Standing Room Only: “They Stood for Obama, Not for Bush” Conspiracy Debunked

Did you hear the one about the White House press corps standing for President Obama and not for President Bush? This manufactured yarn has been spinning through YouTube and right-wing media circles for the past few days.

Still don't know what I'm talking about? Allow Huffington Post's Jason Linkins to bring you up to speed:

A YouTube clip purporting to demonstrate -- through press room etiquette -- that the White House Press Corps has a greater level of fundamental respect for President Barack Obama than his predecessor has been making its way around the internet. In the video, the viewer is offered a side-by-side comparison between Obama's interruption of last week's press briefing to announce David Souter's retirement and another instance in which President George W. Bush entered the briefing room. In the former, the press corps stand up. In the later they remain seated. Here, you can watch for yourself:

I was inclined to be skeptical of this claim, since a single moment between Bush and the press corps in an eight year Presidency does not paint an accurate picture of their relationship. As it turns out, the comparison is pretty unfair, and you can take the word of someone who should know -- CBS News' Mark Knoller:

It's a long-standing practice for reporters to rise when the president enters the East Room for a news conference, but that hasn't been the case in the briefing room.

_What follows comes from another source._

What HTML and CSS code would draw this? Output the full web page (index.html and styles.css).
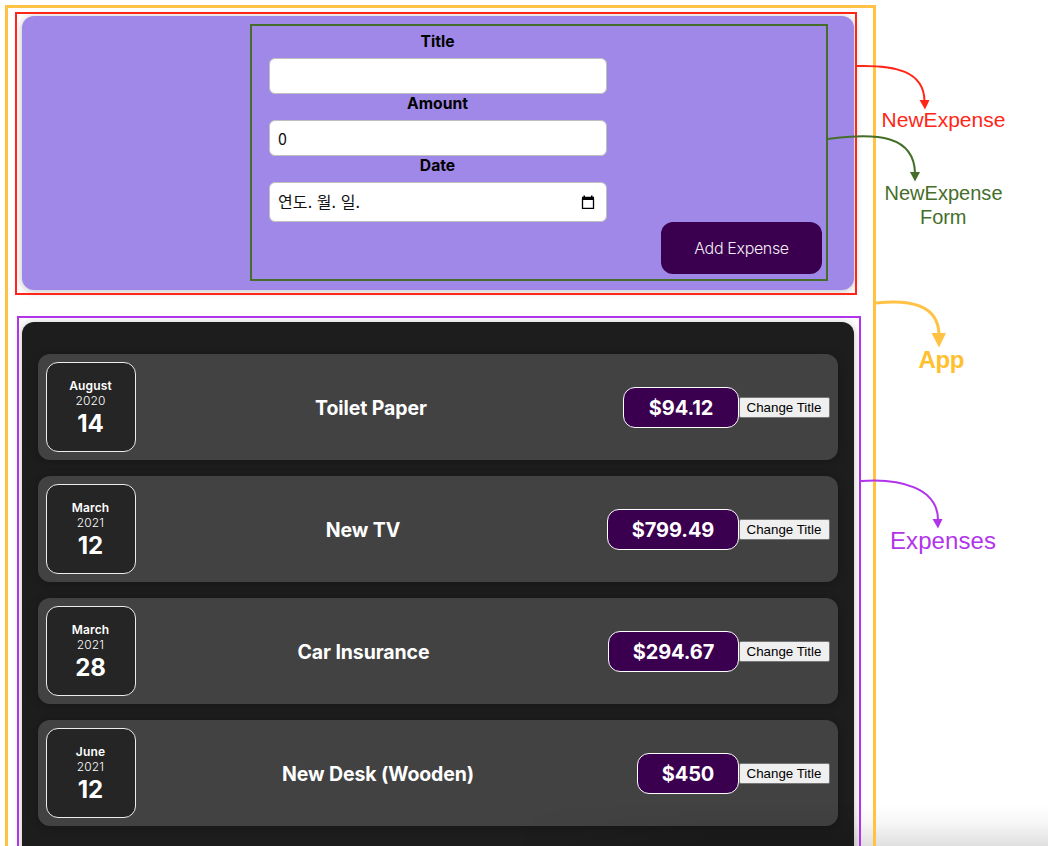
FILE: index.html
```html
<!DOCTYPE html>
<html lang="ko">
<head>
<meta charset="utf-8">
<title>Expense components</title>
<link rel="stylesheet" href="styles.css">
</head>
<body>
<main class="app">
  <section class="new-expense">
    <form class="expense-form">
      <div class="control"><label>Title</label><div class="field"></div></div>
      <div class="control"><label>Amount</label><div class="field">0</div></div>
      <div class="control"><label>Date</label><div class="field field-date"><span>연도. 월. 일.</span>
        <svg class="calendar" width="14" height="15" viewBox="0 0 14 15"><path d="M1.5 3v10.3h11V3" fill="none" stroke="#000" stroke-width="1.3"/><path d="M1 1.7h12V5H1zM2.5 .5H4v2H2.5zM10 .5h1.500v2H10z"/></svg>
      </div></div>
      <button type="button" class="add">Add Expense</button>
    </form>
  </section>
  <section class="expenses">
    <article class="item">
      <div class="date"><span class="month">August</span><span class="year">2020</span><span class="day">14</span></div>
      <h2 class="title">Toilet Paper</h2><div class="price p1">$94.12</div><button type="button" class="change">Change Title</button>
    </article>
    <article class="item">
      <div class="date"><span class="month">March</span><span class="year">2021</span><span class="day">12</span></div>
      <h2 class="title">New TV</h2><div class="price p2">$799.49</div><button type="button" class="change">Change Title</button>
    </article>
    <article class="item">
      <div class="date"><span class="month">March</span><span class="year">2021</span><span class="day">28</span></div>
      <h2 class="title">Car Insurance</h2><div class="price p3">$294.67</div><button type="button" class="change">Change Title</button>
    </article>
    <article class="item">
      <div class="date"><span class="month">June</span><span class="year">2021</span><span class="day">12</span></div>
      <h2 class="title">New Desk (Wooden)</h2><div class="price p4">$450</div><button type="button" class="change">Change Title</button>
    </article>
  </section>
</main>
<div class="shade"></div>
<svg class="notes" width="1048" height="846" viewBox="0 0 1048 846">
  <g fill="none">
    <path d="M6.500 900V6.500H874.500V900" stroke="#ffc244" stroke-width="3"/>
    <rect x="16" y="13" width="840" height="281" stroke="#ff2617" stroke-width="2"/>
    <rect x="251" y="25" width="576" height="255" stroke="#456e29" stroke-width="2"/>
    <path d="M18 900V317H860V900" stroke="#b234ea" stroke-width="2"/>
    <path d="M857 66C895 65 924 71 924.500 101" stroke="#ff2617" stroke-width="2"/>
    <path d="M828 139C878 132 914 136 915 173" stroke="#456e29" stroke-width="2"/>
    <path d="M876 303C910 299 938 305 939 334" stroke="#ffc244" stroke-width="3"/>
    <path d="M861 481C900 478 938 488 938 520" stroke="#b234ea" stroke-width="2"/>
  </g>
  <path d="M919.500 100H929.500L925 109.500Z" fill="#ff2617"/>
  <path d="M910 172H920L915 181.500Z" fill="#456e29"/>
  <path d="M931.500 333H946L939 347.500Z" fill="#ffc244"/>
  <path d="M932.500 519H942.500L938 528.500Z" fill="#b234ea"/>
  <g class="note-text">
    <text x="881.500" y="127" font-size="21" textLength="124" fill="#ff2617">NewExpense</text>
    <text x="884.500" y="200" font-size="20" textLength="118" fill="#456e29">NewExpense</text>
    <text x="920" y="224" font-size="20" textLength="46.500" fill="#456e29">Form</text>
    <text x="918.500" y="368" font-size="24" font-weight="700" textLength="46" fill="#ffc030">App</text>
    <text x="890" y="549" font-size="24" textLength="106" fill="#b234ea">Expenses</text>
  </g>
</svg>
</body>
</html>
```
FILE: styles.css
```css
* { box-sizing: border-box; }
body { margin: 0; width: 1048px; height: 846px; overflow: hidden; position: relative; background: #fff; font-family: Inter, "Noto Sans CJK KR", sans-serif; }
.app { width: 832px; margin: 16px 0 0 22px; display: flex; flex-direction: column; gap: 32px; }
.new-expense { height: 274px; flex: none; border-radius: 12px; background: #a088e8; box-shadow: 0 1px 8px rgba(0,0,0,.25); padding: 16px 32px 16px 247px; }
.expense-form { display: flex; flex-direction: column; }
.control { width: 338px; }
.control label { display: block; height: 18px; line-height: 20px; margin-bottom: 8px; padding-right: 1px; text-align: center; font-weight: 700; font-size: 15.7px; color: #000; }
.field { height: 36px; border: 1px solid #bfbfbf; border-radius: 6px; background: #fff; padding: 0 8px; font-family: "Noto Sans CJK KR", sans-serif; font-size: 16px; line-height: 34px; color: #111; }
.field-date { height: 40px; display: flex; align-items: center; justify-content: space-between; padding-right: 11px; }
.field-date span { padding-bottom: 2px; letter-spacing: .1px; }
.calendar { flex: none; }
.add { align-self: flex-end; width: 161px; height: 52px; border: 0; border-radius: 12px; background: #3a004f; color: #f2edf5; font: 300 16px Inter, sans-serif; letter-spacing: -.35px; padding: 0; }
.expenses { height: 560px; flex: none; border-radius: 12px; background: #1d1d1d; box-shadow: 0 1px 8px rgba(0,0,0,.25); padding: 32px 16px; display: flex; flex-direction: column; gap: 16px; }
.item { height: 106px; flex: none; display: flex; align-items: center; padding: 8px; border-radius: 12px; background: #424242; box-shadow: 0 1px 8px rgba(0,0,0,.25); }
.date { width: 90px; height: 90px; padding-right: 1px; display: flex; flex-direction: column; align-items: center; justify-content: center; border: 1px solid #ececec; border-radius: 12px; background: #252525; color: #fff; }
.month { font-size: 12px; line-height: 15px; font-weight: 600; letter-spacing: .15px; }
.year { font-size: 12px; line-height: 15px; font-weight: 300; letter-spacing: .1px; }
.day { font-size: 24px; line-height: 29px; font-weight: 650; padding-top: 1px; margin-bottom: -1px; }
.title { flex: 1; margin: 0 33px 0 16px; padding-top: 2px; text-align: center; color: #fff; font-size: 19.5px; line-height: 24px; font-weight: 650; letter-spacing: -.1px; }
.price { height: 41px; border: 1px solid #fff; border-radius: 12px; background: #3a004f; color: #fff; text-align: center; font-weight: 650; font-size: 20px; line-height: 41px; letter-spacing: -.1px; }
.p1 { width: 116px; } .p2 { width: 132px; } .p3 { width: 131px; } .p4 { width: 102px; }
.change { width: 91px; height: 21px; padding: 1px 1px 0 0; border: 1px solid #767676; border-radius: 2px; background: #efefef; color: #000; font: 13.333px "Liberation Sans", sans-serif; line-height: 18px; white-space: nowrap; }
.shade { position: absolute; left: 520px; top: 804px; width: 528px; height: 42px; background: linear-gradient(to bottom, transparent, rgba(0,0,0,.03) 45%, rgba(0,0,0,.12)); -webkit-mask-image: linear-gradient(to right, transparent, #000 35%); mask-image: linear-gradient(to right, transparent, #000 35%); }
.notes { position: absolute; left: 0; top: 0; }
.note-text { font-family: "Liberation Sans", Arial, sans-serif; }
```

I checked with two colleagues who served as senior wire service reporters during the Bush Presidency and who, in matters of press protocol, the rest of us followed.

“The briefing room is always a more informal place,” says Steve Holland of Reuters.

But the principal reason reporters remained in their seats, he said, was not to block the shot of TV cameramen and still photographers in the back of the room who were trying to make a picture of the president's walk-in.

For those keeping track of the debunked Obama/media love-fest conspiracies, this is number 8,253. Not bad for a little over 100 days into the President's first term.